Those pioneer councillors would have felt right at home yesterday as Auckland councillors voted to hire not one team of expensive consultants but two, to prepare competing reports on alternative funding sources. This only a week after Local Government New Zealand unveiled the results of a year-long probe into the same topic - chaired by a senior Auckland councillor, Penny Webster.
The LGNZ report is broad brush stuff, a 10-point plan that repeats old perennials like the right to levy rates on government-owned schools and hospitals, and introduce visitor taxes. There are also some more left-field options, such as sharing mineral royalties with the Government.
The probes the Auckland Council is commissioning are more narrowly focused, canvassing all the touchy political issues such as the sale of airport and port shares and other assets and various forms of partnership with private enterprise including "outsourcing opportunities".
Exactly what two expert reports from business-friendly consulting firms are going to come up with that we don't already know beats me. Mayor Len Brown has always been against the sale of strategic assets such as the airport shares, and repeated his opposition to the Herald before the meeting. In the end, it's going to come down to the politics, not reports.
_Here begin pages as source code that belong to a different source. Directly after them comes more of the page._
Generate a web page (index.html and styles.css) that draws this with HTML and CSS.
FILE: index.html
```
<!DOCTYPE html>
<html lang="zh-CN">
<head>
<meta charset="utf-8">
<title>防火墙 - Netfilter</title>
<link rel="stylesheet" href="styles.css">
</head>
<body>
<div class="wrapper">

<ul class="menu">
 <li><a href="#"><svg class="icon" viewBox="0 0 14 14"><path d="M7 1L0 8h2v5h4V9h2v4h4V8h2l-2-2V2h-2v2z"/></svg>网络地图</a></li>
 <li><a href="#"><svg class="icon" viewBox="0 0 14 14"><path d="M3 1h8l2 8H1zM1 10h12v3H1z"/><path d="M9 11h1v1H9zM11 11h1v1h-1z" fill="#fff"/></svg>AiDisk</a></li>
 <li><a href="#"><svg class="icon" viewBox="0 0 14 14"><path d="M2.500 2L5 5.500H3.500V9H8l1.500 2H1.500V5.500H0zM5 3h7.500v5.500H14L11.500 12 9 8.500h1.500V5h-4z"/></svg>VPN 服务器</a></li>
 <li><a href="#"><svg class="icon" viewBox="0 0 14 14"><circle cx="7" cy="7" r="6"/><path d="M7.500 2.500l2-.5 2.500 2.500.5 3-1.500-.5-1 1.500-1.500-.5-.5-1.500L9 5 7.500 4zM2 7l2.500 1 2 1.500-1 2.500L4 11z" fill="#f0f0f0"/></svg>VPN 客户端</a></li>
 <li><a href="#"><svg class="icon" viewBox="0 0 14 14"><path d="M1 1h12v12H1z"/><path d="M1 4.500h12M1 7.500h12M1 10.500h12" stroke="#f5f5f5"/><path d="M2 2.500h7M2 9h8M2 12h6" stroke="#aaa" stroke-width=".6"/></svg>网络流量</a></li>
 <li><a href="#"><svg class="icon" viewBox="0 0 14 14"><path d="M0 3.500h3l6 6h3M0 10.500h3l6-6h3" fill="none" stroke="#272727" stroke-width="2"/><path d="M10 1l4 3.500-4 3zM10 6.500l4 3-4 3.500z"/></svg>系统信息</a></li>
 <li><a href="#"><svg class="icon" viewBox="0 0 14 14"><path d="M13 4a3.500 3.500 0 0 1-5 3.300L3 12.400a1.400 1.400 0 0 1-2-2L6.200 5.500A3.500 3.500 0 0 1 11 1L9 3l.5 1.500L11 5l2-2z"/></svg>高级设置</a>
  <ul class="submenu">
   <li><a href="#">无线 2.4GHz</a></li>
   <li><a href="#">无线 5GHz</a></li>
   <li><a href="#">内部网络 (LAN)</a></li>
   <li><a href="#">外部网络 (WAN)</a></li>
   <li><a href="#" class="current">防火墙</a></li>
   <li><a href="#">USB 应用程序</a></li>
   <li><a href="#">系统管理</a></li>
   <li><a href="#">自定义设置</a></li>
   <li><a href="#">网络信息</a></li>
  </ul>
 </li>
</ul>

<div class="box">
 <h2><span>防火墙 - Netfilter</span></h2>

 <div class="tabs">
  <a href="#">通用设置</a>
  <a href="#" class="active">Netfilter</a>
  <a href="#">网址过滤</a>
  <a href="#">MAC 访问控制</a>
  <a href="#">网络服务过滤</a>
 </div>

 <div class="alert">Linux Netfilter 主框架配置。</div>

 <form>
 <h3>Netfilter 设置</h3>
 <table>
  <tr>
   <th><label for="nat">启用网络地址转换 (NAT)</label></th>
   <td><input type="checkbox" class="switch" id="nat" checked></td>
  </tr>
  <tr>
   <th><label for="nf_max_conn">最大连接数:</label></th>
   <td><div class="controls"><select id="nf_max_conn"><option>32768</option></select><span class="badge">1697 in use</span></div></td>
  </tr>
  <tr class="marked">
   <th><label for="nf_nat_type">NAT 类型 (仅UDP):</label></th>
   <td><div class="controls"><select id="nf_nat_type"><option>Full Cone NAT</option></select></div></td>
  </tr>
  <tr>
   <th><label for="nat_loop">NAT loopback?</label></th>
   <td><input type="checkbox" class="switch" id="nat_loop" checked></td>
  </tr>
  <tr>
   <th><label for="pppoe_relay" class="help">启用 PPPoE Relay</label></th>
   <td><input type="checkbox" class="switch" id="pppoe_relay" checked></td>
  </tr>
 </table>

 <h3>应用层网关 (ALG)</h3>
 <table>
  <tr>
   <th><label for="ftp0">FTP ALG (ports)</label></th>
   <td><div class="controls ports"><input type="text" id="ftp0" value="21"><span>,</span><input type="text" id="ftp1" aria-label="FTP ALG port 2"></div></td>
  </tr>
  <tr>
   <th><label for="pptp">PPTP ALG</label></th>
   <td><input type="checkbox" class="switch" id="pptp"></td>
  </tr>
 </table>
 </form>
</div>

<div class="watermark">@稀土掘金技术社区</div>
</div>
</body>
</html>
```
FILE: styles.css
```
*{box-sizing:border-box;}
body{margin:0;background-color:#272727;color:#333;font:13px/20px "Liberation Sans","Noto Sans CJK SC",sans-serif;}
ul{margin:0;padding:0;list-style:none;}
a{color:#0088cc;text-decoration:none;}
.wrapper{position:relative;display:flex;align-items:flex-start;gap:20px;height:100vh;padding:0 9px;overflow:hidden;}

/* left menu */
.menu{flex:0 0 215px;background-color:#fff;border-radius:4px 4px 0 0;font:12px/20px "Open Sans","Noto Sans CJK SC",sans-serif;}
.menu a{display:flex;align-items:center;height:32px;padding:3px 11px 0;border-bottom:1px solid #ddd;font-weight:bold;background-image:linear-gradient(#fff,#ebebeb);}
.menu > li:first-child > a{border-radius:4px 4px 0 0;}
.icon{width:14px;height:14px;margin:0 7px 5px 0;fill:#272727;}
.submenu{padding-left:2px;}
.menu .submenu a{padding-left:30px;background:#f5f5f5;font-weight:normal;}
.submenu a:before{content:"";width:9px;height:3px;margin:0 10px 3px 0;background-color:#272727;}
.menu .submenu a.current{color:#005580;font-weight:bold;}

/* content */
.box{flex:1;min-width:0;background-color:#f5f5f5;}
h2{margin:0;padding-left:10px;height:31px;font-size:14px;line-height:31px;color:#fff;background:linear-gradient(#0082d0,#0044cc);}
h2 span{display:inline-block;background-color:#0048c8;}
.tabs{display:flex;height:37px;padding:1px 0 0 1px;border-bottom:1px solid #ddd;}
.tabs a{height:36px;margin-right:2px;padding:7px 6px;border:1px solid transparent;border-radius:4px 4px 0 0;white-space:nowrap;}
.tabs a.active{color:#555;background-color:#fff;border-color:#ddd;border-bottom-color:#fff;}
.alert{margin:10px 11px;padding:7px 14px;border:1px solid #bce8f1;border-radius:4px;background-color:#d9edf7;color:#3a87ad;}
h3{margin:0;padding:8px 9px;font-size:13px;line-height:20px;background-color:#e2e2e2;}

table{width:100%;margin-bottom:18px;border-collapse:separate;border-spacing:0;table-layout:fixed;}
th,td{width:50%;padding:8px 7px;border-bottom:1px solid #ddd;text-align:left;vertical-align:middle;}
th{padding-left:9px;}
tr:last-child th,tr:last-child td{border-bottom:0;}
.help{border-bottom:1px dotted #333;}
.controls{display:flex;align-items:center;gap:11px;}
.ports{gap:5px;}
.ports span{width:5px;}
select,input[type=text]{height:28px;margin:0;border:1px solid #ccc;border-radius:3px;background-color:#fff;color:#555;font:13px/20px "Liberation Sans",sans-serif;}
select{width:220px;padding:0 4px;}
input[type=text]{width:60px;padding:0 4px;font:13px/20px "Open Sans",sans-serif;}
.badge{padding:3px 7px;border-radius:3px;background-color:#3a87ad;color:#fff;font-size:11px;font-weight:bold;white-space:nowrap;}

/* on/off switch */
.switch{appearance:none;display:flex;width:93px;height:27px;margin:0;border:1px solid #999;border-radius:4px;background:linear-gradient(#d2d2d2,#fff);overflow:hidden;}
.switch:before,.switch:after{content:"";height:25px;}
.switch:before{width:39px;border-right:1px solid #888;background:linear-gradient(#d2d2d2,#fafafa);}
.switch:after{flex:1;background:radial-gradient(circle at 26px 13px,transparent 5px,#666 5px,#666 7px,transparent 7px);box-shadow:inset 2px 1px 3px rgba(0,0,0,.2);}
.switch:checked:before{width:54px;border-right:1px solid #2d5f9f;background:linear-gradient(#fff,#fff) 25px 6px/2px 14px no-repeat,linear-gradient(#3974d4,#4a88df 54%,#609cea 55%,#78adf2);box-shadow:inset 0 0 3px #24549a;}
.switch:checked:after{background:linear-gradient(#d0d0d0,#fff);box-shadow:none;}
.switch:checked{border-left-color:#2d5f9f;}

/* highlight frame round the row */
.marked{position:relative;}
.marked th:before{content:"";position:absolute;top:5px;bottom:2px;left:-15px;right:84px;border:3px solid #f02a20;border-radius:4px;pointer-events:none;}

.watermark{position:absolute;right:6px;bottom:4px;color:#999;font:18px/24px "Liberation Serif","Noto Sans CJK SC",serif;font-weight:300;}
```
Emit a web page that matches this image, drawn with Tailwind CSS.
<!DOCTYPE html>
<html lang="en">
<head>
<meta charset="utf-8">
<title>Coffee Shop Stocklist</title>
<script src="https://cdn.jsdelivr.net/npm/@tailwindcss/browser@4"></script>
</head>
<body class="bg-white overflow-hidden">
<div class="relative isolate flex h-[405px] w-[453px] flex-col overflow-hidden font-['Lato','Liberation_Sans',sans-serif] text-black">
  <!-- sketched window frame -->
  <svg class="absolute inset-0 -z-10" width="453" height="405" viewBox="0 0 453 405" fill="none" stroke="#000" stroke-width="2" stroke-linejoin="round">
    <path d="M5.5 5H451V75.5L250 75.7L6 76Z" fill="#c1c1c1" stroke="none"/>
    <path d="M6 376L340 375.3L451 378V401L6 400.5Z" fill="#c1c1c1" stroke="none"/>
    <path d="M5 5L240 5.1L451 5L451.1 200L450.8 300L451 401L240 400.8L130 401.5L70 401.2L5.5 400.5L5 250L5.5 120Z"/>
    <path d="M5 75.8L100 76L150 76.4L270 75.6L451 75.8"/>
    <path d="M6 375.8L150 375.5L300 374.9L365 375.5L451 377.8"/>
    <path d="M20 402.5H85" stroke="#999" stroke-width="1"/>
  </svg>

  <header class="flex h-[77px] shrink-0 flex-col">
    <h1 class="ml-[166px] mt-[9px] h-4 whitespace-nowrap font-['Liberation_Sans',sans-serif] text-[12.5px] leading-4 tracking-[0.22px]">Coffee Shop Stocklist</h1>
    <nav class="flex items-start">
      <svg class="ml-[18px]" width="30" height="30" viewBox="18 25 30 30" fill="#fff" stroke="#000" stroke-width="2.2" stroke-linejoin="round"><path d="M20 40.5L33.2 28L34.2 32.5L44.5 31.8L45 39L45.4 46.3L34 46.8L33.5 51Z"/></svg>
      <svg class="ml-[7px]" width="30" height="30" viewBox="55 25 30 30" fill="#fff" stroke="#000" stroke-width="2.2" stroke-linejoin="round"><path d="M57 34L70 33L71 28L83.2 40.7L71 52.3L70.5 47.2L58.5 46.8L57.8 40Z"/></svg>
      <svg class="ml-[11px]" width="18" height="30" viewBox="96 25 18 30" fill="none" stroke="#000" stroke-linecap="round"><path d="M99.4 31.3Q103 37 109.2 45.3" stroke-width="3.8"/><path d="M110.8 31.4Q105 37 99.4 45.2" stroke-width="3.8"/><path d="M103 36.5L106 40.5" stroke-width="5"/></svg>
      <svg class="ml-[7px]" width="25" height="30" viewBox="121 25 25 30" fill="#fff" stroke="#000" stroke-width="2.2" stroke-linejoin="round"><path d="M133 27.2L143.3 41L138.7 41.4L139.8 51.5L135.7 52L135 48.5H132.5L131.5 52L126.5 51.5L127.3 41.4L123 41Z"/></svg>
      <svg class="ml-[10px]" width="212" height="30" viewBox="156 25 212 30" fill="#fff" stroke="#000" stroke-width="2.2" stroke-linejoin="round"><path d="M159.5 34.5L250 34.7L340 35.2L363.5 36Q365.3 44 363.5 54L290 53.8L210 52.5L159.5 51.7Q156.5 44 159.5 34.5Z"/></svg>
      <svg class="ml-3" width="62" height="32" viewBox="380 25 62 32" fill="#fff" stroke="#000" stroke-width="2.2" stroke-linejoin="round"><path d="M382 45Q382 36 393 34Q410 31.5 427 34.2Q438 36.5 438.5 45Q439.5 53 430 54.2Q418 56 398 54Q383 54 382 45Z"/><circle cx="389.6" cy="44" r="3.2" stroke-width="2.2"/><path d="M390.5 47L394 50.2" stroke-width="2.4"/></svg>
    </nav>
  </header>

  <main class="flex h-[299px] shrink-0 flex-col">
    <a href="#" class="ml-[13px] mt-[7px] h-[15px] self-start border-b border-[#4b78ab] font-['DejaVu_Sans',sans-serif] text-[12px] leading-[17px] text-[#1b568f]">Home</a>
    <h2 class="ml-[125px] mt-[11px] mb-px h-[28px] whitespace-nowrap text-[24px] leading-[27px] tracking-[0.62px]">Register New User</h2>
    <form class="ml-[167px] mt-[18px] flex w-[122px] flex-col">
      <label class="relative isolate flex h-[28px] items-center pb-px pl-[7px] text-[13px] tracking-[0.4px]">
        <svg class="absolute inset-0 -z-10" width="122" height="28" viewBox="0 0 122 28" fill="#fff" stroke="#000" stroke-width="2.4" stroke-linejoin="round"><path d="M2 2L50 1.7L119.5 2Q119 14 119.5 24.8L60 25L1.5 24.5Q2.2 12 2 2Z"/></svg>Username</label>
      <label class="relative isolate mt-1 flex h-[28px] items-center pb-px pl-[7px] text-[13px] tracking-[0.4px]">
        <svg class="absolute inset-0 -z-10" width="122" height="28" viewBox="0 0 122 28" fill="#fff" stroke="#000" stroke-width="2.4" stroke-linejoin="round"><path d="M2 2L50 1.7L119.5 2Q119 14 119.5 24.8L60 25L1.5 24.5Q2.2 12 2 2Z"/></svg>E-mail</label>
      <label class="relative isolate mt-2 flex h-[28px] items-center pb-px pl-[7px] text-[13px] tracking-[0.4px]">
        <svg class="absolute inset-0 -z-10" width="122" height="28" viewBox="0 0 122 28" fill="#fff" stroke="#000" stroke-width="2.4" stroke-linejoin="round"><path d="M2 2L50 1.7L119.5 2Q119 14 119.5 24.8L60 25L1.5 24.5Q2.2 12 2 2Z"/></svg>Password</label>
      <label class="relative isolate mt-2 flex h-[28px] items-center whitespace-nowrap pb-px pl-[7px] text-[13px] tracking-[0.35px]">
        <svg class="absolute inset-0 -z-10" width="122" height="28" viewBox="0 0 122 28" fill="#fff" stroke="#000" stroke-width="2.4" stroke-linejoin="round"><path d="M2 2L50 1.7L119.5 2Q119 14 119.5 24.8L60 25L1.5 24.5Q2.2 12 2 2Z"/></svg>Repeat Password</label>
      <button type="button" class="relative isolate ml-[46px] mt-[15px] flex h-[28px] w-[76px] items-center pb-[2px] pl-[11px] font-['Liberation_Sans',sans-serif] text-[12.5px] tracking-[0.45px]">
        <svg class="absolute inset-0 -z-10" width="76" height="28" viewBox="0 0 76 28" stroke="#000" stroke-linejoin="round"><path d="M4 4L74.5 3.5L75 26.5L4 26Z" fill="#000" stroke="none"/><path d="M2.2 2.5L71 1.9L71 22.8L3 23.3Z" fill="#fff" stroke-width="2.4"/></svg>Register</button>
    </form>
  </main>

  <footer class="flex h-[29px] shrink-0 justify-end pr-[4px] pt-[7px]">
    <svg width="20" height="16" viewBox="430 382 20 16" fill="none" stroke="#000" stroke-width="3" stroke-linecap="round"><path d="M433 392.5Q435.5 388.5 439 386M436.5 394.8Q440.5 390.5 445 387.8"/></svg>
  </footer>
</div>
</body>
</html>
Official investigations into alternative funding of local government have been going on for decades. The libraries are full of their dusty remains. In the 1999 and 2002 election campaigns, for example, Labour proposed to compensate councils for the loss of rates on large holdings of state-owned land.
Eventually, in late 2005, the review, conducted by local and central government bureaucrats, concluded no real problem existed. The best the local politicians got was Labour agreeing to Auckland requests for a regional fuel tax to help fund its roads. But before that could be implemented, Labour was defeated and the incoming National Government scrapped the legislation.
Local Government Minister Paula Bennett, speaking at last week's LGNZ conference, dismissed the latest LGNZ report, telling delegates that "first and foremost local government needs to demonstrate that it can live within its means. Ratepayers are not willing to pay more for services while they see waste".
With my thumping new rates demand in mind, it's a tempting message. My thoughts went to the $1000 bike stand that recently appeared alongside my bus stop. A stainless steel "staple", plugged into the asphalt, it's handy to rest your bottom on when the bus shelter fills up, but I've never seen a bike tied up alongside. Auckland Transport tells me it is a "New Sheffield" model, one of 102 that have popped up on transport routes around the town because of popular demand.
Why you would leave your bike at a stop about a five-minute pedal from the CBD, and catch the bus instead, I have no idea.
In 2001, Auckland City mayor John Banks took the Bennett approach. On assuming office and looking to shave $25 million from the city budget, he set up a razor gang headed by Sir William Birch.
The former National Party Finance Minister excelled himself, identifying cuts of $46 million. Among recommendations accepted by the council was a sell-down of airport shares and the divesting of pensioner flats.
Without supporting either of these moves, it does remind you there is an alternative to over-stretching your budget.